I did a search for BLM news on Lummi Rocks first and then here on WCP and found your post. There was no other mention of this news on the BLM website that I could find. Thanks for all the trip reports and research you do to keep the rest of us informed.

Cheers, Rick
 
There was no other mention of this news on the BLM website that I could find.
Sorry to be the bearer of bad news. Better you read it here than arrive on Lummi Rocks at the end of a long day, only to be confronted with a sign that says, "No public access." I've updated my old trip reports on alexsidles.com to acknowledge that dispersed camping on BLM-owned lands in the San Juans is no longer allowed, and even day use is now prohibited on some of the BLM-owned lands.
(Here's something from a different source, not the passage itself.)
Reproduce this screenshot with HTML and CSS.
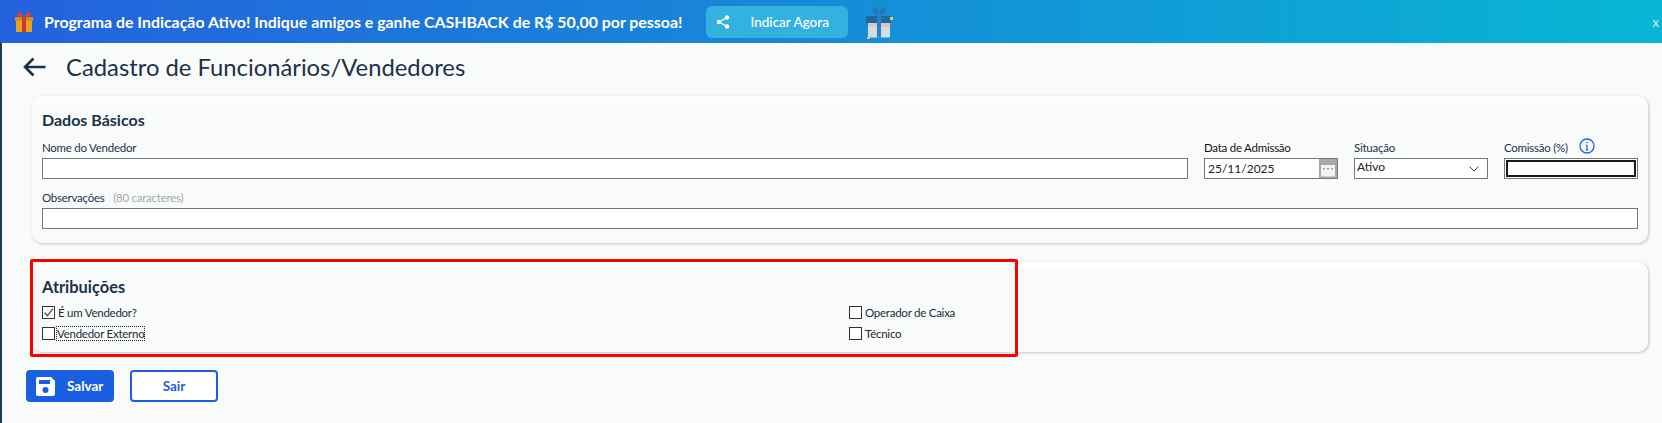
FILE: index.html
```html
<!DOCTYPE html>
<html lang="pt-BR">
<head>
    <meta charset="UTF-8">
    <meta name="viewport" content="width=device-width, initial-scale=1.0">
    <title>Cadastro de Funcionários/Vendedores</title>
    <link rel="stylesheet" href="styles.css">
</head>
<body>
    <div class="promo">
        <svg class="promo-gift" width="22" height="22" viewBox="0 0 22 22">
            <path d="M3 7h16v13a1 1 0 0 1-1 1H4a1 1 0 0 1-1-1z" fill="#e9a21f"/>
            <path d="M2 6h18v4H2z" fill="#d98a1b"/>
            <path d="M9 6h4v15H9z" fill="#c8382e"/>
            <path d="M11 6C8 1 4 0 4 3c0 2 4 3 7 3zm0 0c3-5 7-6 7-3 0 2-4 3-7 3z" fill="#d8433a"/>
        </svg>
        <span class="promo-text">Programa de Indicação Ativo! Indique amigos e ganhe CASHBACK de R$ 50,00 por pessoa!</span>
        <button class="promo-btn">
            <svg width="14" height="14" viewBox="0 0 14 14" fill="#fff">
                <circle cx="11" cy="2.5" r="2.2"/>
                <circle cx="3" cy="7" r="2.2"/>
                <circle cx="11" cy="11.5" r="2.2"/>
                <path d="M3 7l8-4.5M3 7l8 4.5" stroke="#fff" stroke-width="1.2"/>
            </svg>
            <span>Indicar Agora</span>
        </button>
        <svg class="promo-box" width="28" height="34" viewBox="0 0 28 34">
            <path d="M13 11C7 8 7 2 10 2s4 5 3 9zm2 0c5-3 7-7 4-8s-5 4-4 8z" fill="#2179b5"/>
            <path d="M3 16h22v15a1.500 1.500 0 0 1-1.500 1.500h-19A1.500 1.500 0 0 1 3 31z" fill="#d6dde2"/>
            <path d="M3 18h22v4H3z" fill="#e5c3c0"/>
            <path d="M1 11h25v7H1z" fill="#20699f"/>
            <path d="M12 11h4v21.500h-4z" fill="#2485c4"/>
            <path d="M25 12h3v3h-3zM2 32h3v2H2z" fill="#e4d92c"/>
        </svg>
        <span class="promo-close">x</span>
    </div>

    <div class="page">
        <div class="page-head">
            <svg width="24" height="20" viewBox="0 0 24 20" fill="none" stroke="#1c3148" stroke-width="2.6">
                <path d="M22.500 10H2M10.500 1.500L2 10l8.500 8.500"/>
            </svg>
            <h1>Cadastro de Funcionários/Vendedores</h1>
        </div>

        <section class="card card-basic">
            <h2>Dados Básicos</h2>
            <div class="row">
                <div class="field field-grow">
                    <label>Nome do Vendedor</label>
                    <div class="box"></div>
                </div>
                <div class="field field-small">
                    <label class="dark">Data de Admissão</label>
                    <div class="box box-date">
                        <span>25/11/2025</span>
                        <svg width="18" height="19" viewBox="0 0 18 19">
                            <path d="M0 0h18v19H0z" fill="#a8a8a8"/>
                            <path d="M2 6h14v11.500H2z" fill="#f2f2f2"/>
                            <path d="M4 9h2v1.500H4zM8 9h2v1.500H8zM12 9h2v1.500h-2z" fill="#a0a0a0"/>
                        </svg>
                    </div>
                </div>
                <div class="field field-small">
                    <label>Situação</label>
                    <div class="box box-select">
                        <span>Ativo</span>
                        <svg width="10" height="6" viewBox="0 0 10 6" fill="none" stroke="#444" stroke-width="1">
                            <path d="M.5 .5L5 5l4.500-4.500"/>
                        </svg>
                    </div>
                </div>
                <div class="field field-small">
                    <label class="label-info">
                        Comissão (%)
                        <svg width="16" height="16" viewBox="0 0 16 16" fill="none" stroke="#1f63e0" stroke-width="1.300">
                            <circle cx="8" cy="8" r="7"/>
                            <path d="M8 7v5M6.500 12h3M6.800 7H8" stroke-width="1.200"/>
                            <circle cx="8" cy="4.500" r=".8" fill="#1f63e0" stroke="none"/>
                        </svg>
                    </label>
                    <div class="box box-focus"><div class="focus-ring"></div></div>
                </div>
            </div>
            <div class="field field-notes">
                <label>Observações <span class="hint">(80 caracteres)</span></label>
                <div class="box"></div>
            </div>
        </section>

        <section class="card card-roles">
            <h2>Atribuições</h2>
            <div class="roles">
                <div class="check">
                    <span class="tick">
                        <svg width="13" height="13" viewBox="0 0 13 13" fill="none" stroke="#555" stroke-width="1.300">
                            <path d="M2.500 6.500l3 3.200 5.500-7"/>
                        </svg>
                    </span>
                    <span>É um Vendedor?</span>
                </div>
                <div class="check">
                    <span class="tick"></span>
                    <span>Operador de Caixa</span>
                </div>
                <div class="check">
                    <span class="tick"></span>
                    <span class="dotted">Vendedor Externo</span>
                </div>
                <div class="check">
                    <span class="tick"></span>
                    <span>Técnico</span>
                </div>
            </div>
            <div class="highlight"></div>
        </section>

        <div class="actions">
            <button class="btn btn-primary">
                <svg width="19" height="19" viewBox="0 0 19 19">
                    <path d="M2 0h13l4 4v13a2 2 0 0 1-2 2H2a2 2 0 0 1-2-2V2a2 2 0 0 1 2-2z" fill="#fff"/>
                    <path d="M3 3h11v4H3z" fill="#1b5fe1"/>
                    <circle cx="9.500" cy="13" r="3" fill="#1b5fe1"/>
                </svg>
                <span>Salvar</span>
            </button>
            <button class="btn btn-outline">Sair</button>
        </div>
    </div>
</body>
</html>
```

FILE: styles.css
```css
* {
    box-sizing: border-box;
}

html, body {
    height: 100%;
}

body {
    margin: 0;
    overflow: hidden;
    font-family: Lato, "Open Sans", sans-serif;
    color: #1c3148;
    background: #f9fbfb;
    display: flex;
    flex-direction: column;
}

.promo {
    height: 43px;
    flex-shrink: 0;
    display: flex;
    align-items: center;
    padding-left: 13px;
    color: #fff;
    background: linear-gradient(90deg, #2461dd, #08b6d3);
    overflow: hidden;
}

.promo-gift {
    flex-shrink: 0;
}

.promo-text {
    margin-left: 9px;
    font-size: 15.9px;
    font-weight: 700;
    white-space: nowrap;
}

.promo-btn {
    width: 142px;
    height: 32px;
    margin: 0 0 0 24px;
    padding: 0 0 0 10px;
    border: none;
    border-radius: 6px;
    background: #33b2e0;
    color: #fff;
    font: 500 13.5px Lato, sans-serif;
    display: flex;
    align-items: center;
}

.promo-btn span {
    margin-left: 20px;
}

.promo-box {
    margin: 0 0 0 17px;
    flex-shrink: 0;
}

.promo-close {
    margin-left: auto;
    margin-right: 3px;
    font-size: 13px;
    color: #d8f2f7;
}

.page {
    flex: 1;
    border-left: 2px solid #1c3b57;
    padding: 0 14px 0 24px;
}

.page-head {
    height: 53px;
    display: flex;
    align-items: center;
    gap: 19px;
    padding-bottom: 6px;
    margin-left: -3px;
}

.page-head h1 {
    margin: 0;
    font-size: 23.8px;
    font-weight: 400;
    color: #1c3148;
}

.card {
    position: relative;
    margin-left: 6px;
    background: #f9fbfb;
    border-top: 7px solid #fcfdfd;
    border-radius: 10px;
    box-shadow: 1px 1px 3px rgba(0, 0, 0, .22);
    padding: 7px 10px 0;
}

.card h2 {
    margin: 0;
    font-size: 16px;
    line-height: 20px;
    font-weight: 700;
    color: #1c3148;
}

.card-basic {
    height: 147px;
}

.row {
    display: flex;
    gap: 16px;
    margin-top: 10px;
}

.field label {
    display: block;
    height: 18px;
    font-size: 11.5px;
    letter-spacing: -.25px;
    line-height: 15px;
    color: #1c3148;
}

.field label.dark {
    color: #111;
}

.field-grow {
    flex: 1;
}

.field-small {
    width: 134px;
    flex-shrink: 0;
}

.field-notes {
    margin-top: 11px;
}

.hint {
    margin-left: 6px;
    color: #a3a8ad;
}

.label-info {
    position: relative;
}

.label-info svg {
    position: absolute;
    top: -2px;
    left: 75px;
}

.box {
    height: 21px;
    background: #fff;
    border: 1px solid #777;
    font-size: 12px;
    color: #222;
    display: flex;
    align-items: center;
    justify-content: space-between;
}

.box-date {
    padding-left: 3px;
}

.box-date svg {
    flex-shrink: 0;
}

.box-select {
    padding: 0 8px 4px 2px;
}

.box-select svg {
    margin-top: 4px;
}

.box-focus {
    padding: 1px;
}

.focus-ring {
    width: 100%;
    height: 100%;
    border: 2px solid #1a1a1a;
}

.card-roles {
    height: 90px;
    margin-top: 19px;
}

.card-roles h2 {
    padding-top: 1px;
    font-size: 16.4px;
}

.roles {
    display: grid;
    grid-template-columns: 807px 1fr;
    row-gap: 7px;
    margin-top: 8px;
    font-size: 11.5px;
    letter-spacing: -.25px;
    color: #1c2a38;
}

.check {
    height: 14px;
    display: flex;
    align-items: center;
    gap: 3px;
}

.tick {
    width: 13px;
    height: 13px;
    flex-shrink: 0;
    background: #fff;
    border: 1px solid #333;
    display: flex;
    align-items: center;
    justify-content: center;
}

.tick svg {
    flex-shrink: 0;
}

.dotted {
    outline: 1px dotted #222;
    margin-left: -1px;
}

.highlight {
    position: absolute;
    top: -10px;
    left: -2px;
    width: 988px;
    height: 98px;
    border: 3px solid #f00;
    border-radius: 2px;
}

.actions {
    display: flex;
    gap: 16px;
    margin-top: 18px;
}

.btn {
    width: 88px;
    height: 32px;
    border-radius: 4px;
    font: 700 13.5px Lato, sans-serif;
    display: flex;
    align-items: center;
    justify-content: center;
    padding: 0;
}

.btn-primary {
    background: #1b5fe1;
    border: none;
    color: #fff;
    justify-content: flex-start;
    padding-left: 10px;
    gap: 12px;
}

.btn-outline {
    background: #fff;
    border: 2px solid #1b5fe1;
    color: #1b5fe1;
}
```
You can see why BLM wouldn't exactly want to trumpet the news that they have shut down recreation on dozens of beautiful, publicly-owned islands, but they should at least have a place where boaters can look this stuff up without having to wade through a 117-page resource management plan. BLM has a website for the San Juan Islands National Monument, and that website has a section titled "Recreation Opportunities." You'd think that would be the logical place for BLM to come clean about its shutdown of dozens of day use and camping opportunities, but nope, not a word!